Talk about "liberal world order" de facto replaces another discourse - the post-war international world order with the key role of the UN. At present, this order does not suit the USA or the West just because of the universal nature of its standards and requirements. It is multilateral diplomacy and pluralism of this international system, which is still valid, that causes allergies in Western capitals. For years they have been talking about a “rule-based order” but cannot explain it clearly.
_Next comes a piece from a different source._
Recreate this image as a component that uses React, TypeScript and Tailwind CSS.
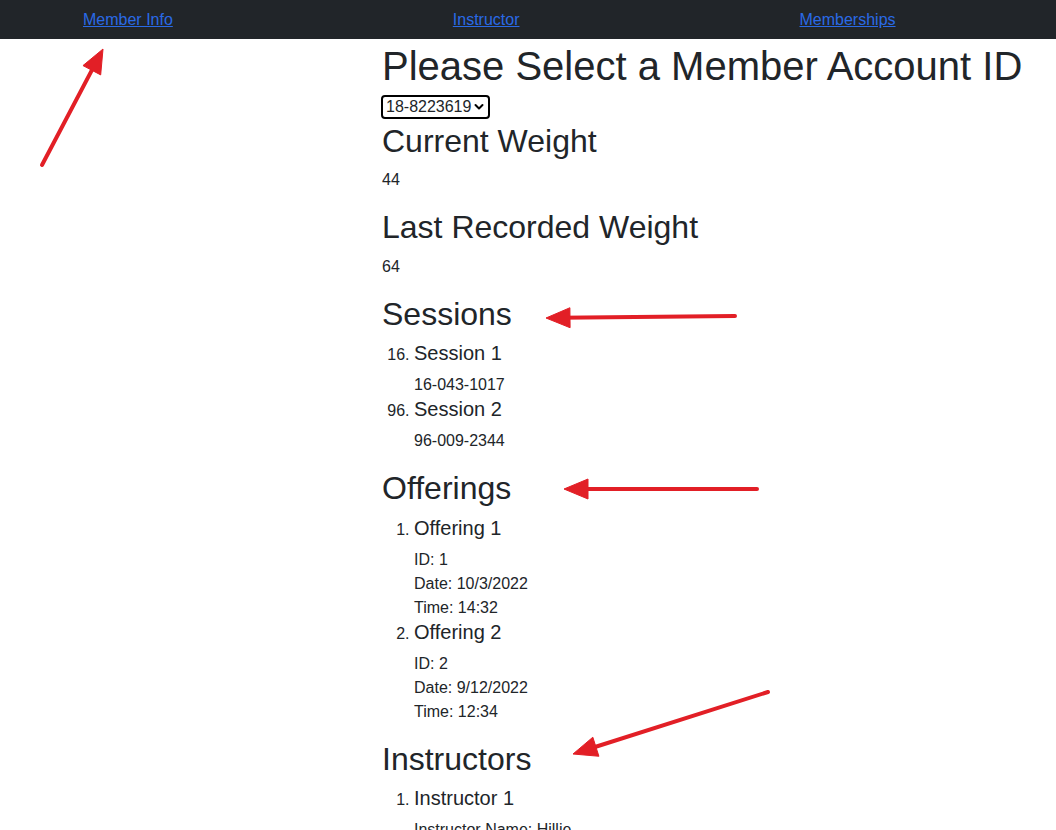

The geopolitical games of the West cannot camouflage what was done in the name of “freedom and democracy” during the Cold War. Thus, the overthrow of the governments of Arbenz in Guatemala and Mosaddeq in Iran at the beginning of the 1950s crippled the internal development of these countries for years ahead. It is well known what accompanied the decolonization process, including the wars in Indochina, Algeria and Kenya, the assassination of Patrice Lumumba in Congo. As it happens, the decolonization is far from complete, as demonstrated by the situation with the Chagos Archipelago, which was torn away from Mauritius and whose population was expelled, so that the United States could create its own air base on the island of Diego Garcia. On February 25, 2019 the UN International Court of Justice required Britain to discontinue to rule the archipelago.
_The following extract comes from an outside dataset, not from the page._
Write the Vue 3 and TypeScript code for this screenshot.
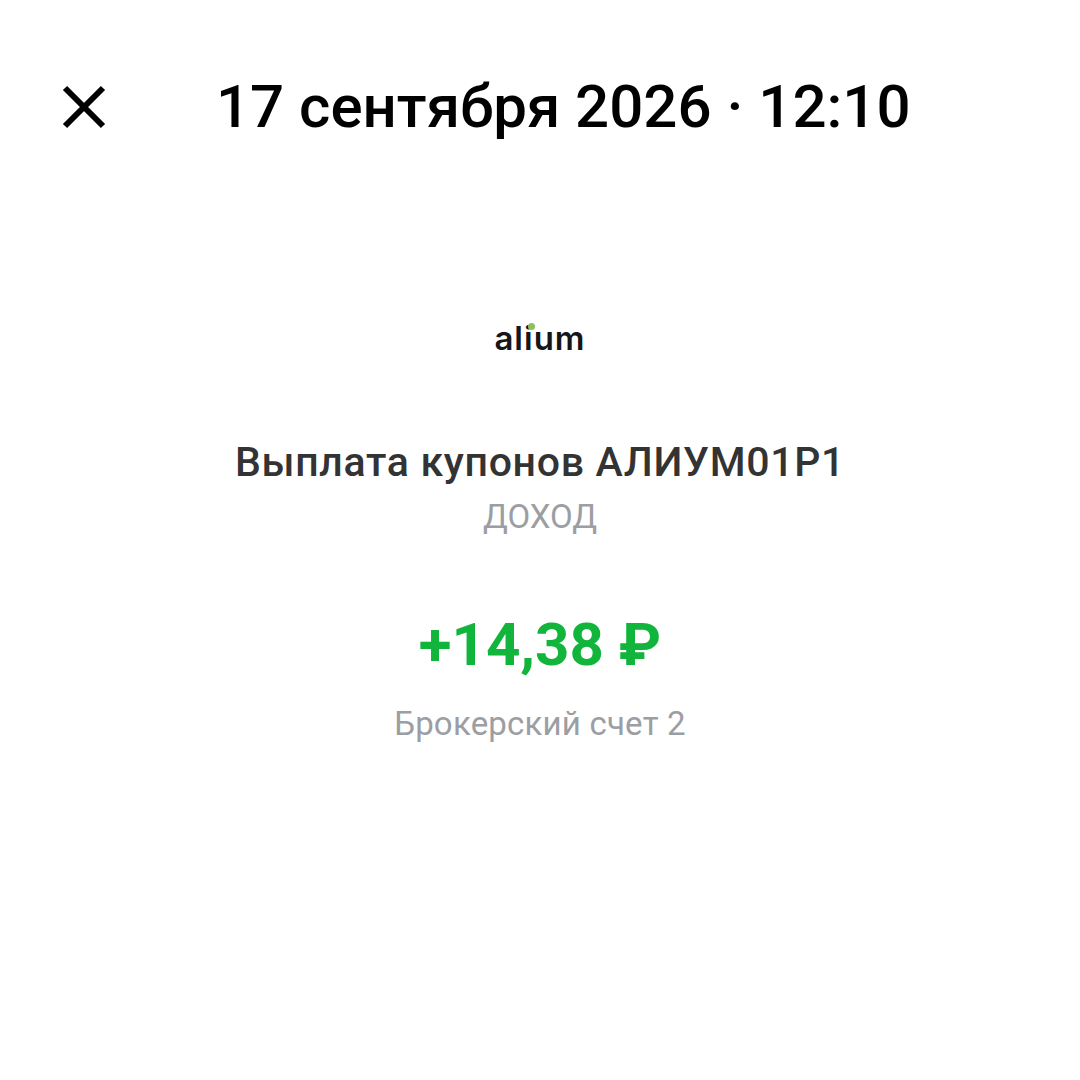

800 US bases around the world, not counting the bases of other Western powers, NATO’s military budget over 1 trillion dollars convincingly testify to the phantom-like nature  of the "liberal world order" as the rule of freedom which leads to global prosperity. This is nothing but a substitution of concepts, especially when they try to contrast the “liberal order” with an authoritarian one as the only alternative to Western dominance in contemporary world. The withdrawal from the arms control agreements and Washington’s threat of wearing out competitors in the arms race speak of an increase in military danger. This rhetoric is designed to help get away from talking on equal terms about how to ensure the continuity of global governance in a world that has changed dramatically since the end of the Cold War.

“Color revolutions” have become one of the most effective means used to destabilize the situation and instigate tension in regions across the globe. Such a policy has de facto led to the loss of time in assisting the development of many countries, including countries of the Middle East, when there were all the resources for this, including in the form of “world’s dividends” after the end of the Cold War. Now, western countries are confronted with development issues in ernest. No wonder then that the population of these countries is seeking a change of course too.

The ongoing "hyperliberal revolution", like all the others, seems to have exhausted itself at its outset in the company of Western countries themselves. This, first of all, concerns foreign policy, which throughout all these years, through “revolutions” and wars, violence and control, has been aggressive by nature, resorting to the use of cruel force.

One can only hope that enlightenment will descend on the ruling circles of Western countries and that they will yet again be able to appreciate the advantages of international rule of law, shared by all and therefore requiring consolidated effort, rather than imperial dictatorship.